Fisch has fifteen NPCs scattered across its islands, each offering daily quests. The game marks them all equally — a yellow exclamation point is a yellow exclamation point. There’s no difficulty rating, no estimated completion time, no indication of whether the reward is worth the effort. This is by design. The game wants you to accept everything and spend hours chasing specific fish across multiple islands because that keeps you playing longer.
The players who progress fastest in Fisch don’t accept every quest. They evaluate each quest against a simple metric: C$ per minute. How much does this quest pay, divided by how many minutes it takes to complete? Once you start measuring quests this way, most of them fail.
Phineas at Moosewood Docks is the best NPC in the game for daily quests. His quest is always generic — “catch 8 fish at Moosewood,” “catch 5 fish at the pier.” Five to eight minutes of fishing in the starter zone. Reward: 3-5 premium bait items worth 150-500 C$ total. That’s 30-60 C$ per minute. Even at endgame with a Destiny Rod free-fishing at Deep Ocean, that’s competitive. For early-game players with a Carbon Rod, it’s dramatically better than anything else they could be doing. Visit Phineas first every day, without exception.
The Angler at Roslit Bay is second. His quests also ask for quantity — “catch 12 fish of any type at Roslit Bay” — not specific species. Twelve fish takes about 10 minutes. Reward: 200-500 C$ plus fishing XP. The XP is the hidden value that makes the Angler worth visiting even when the C$ reward looks modest. Fishing XP unlocks better rods, which permanently increases your C$/hour. Every Angler quest is an investment in your account’s future earning power.
The Fisherman at Moosewood Pier is third priority — but only if you’re already at the pier. His quests ask for specific Common or Uncommon fish that spawn at the pier. Three to five minutes to complete. Reward: 50-100 C$. Not amazing — 15-20 C$/minute — but efficient if you can complete it without traveling.
The Collector at Haunted Shipwreck is the trap. His quests ask for specific Legendary fish — a Crystal Tetra, a Shadowfin, sometimes a Phantom Ray. The quest card shows 500-1,000 C$ and looks incredible. What it doesn’t show is that catching that specific Legendary requires server-hopping for the right time, weather, and season conditions, and even with perfect conditions, the catch rate is 2-3% per cast. You’ll spend 30-60 minutes on this quest. That’s 10-20 C$ per minute — worse than free-fishing at Deep Ocean with any rod above Carbon tier. Skip the Collector unless his quest target overlaps with fish you’re already hunting for other reasons.

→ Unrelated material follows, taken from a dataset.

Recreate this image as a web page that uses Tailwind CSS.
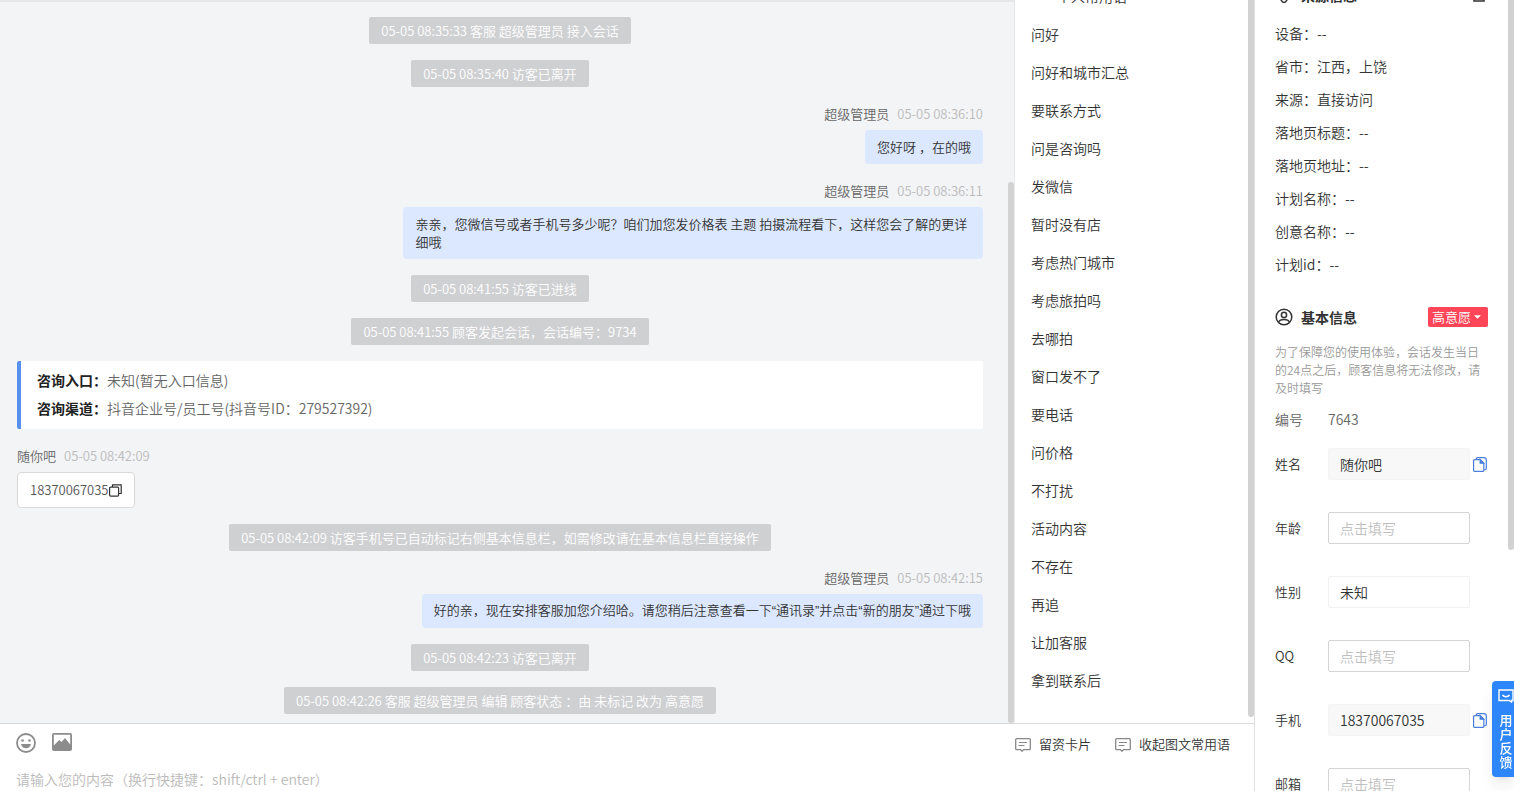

The quest stacking strategy is where NPC quests go from mediocre to excellent. Sometimes multiple NPCs ask for fish from the same location or even the same species. When Phineas wants 8 fish from Moosewood and the Fisherman wants 3 Sardines — which spawn at Moosewood — you can complete both quests in a single 10-minute fishing session. Two rewards for the same time investment. Triple stacks happen when the Angler’s “catch 10 fish at any ocean location” overlaps with two location-specific quests. Three quest rewards for 12 minutes of fishing. That’s 45+ C$/minute — better than Deep Ocean free-fishing at any rod tier.
Before every session, visit all accessible NPCs. Check their quest requirements. If two or more quests target the same location or fish type, accept the stack and complete them together. If every quest is asking for something different on different islands, pick the single highest C$/minute quest and ignore the rest. Chasing three non-overlapping quests on three islands costs more in travel time than the combined rewards are worth. And when your planned session ends, end it. The “one more quest” you notice on the way out is always the lowest-value quest — because the high-value ones were already completed at the start.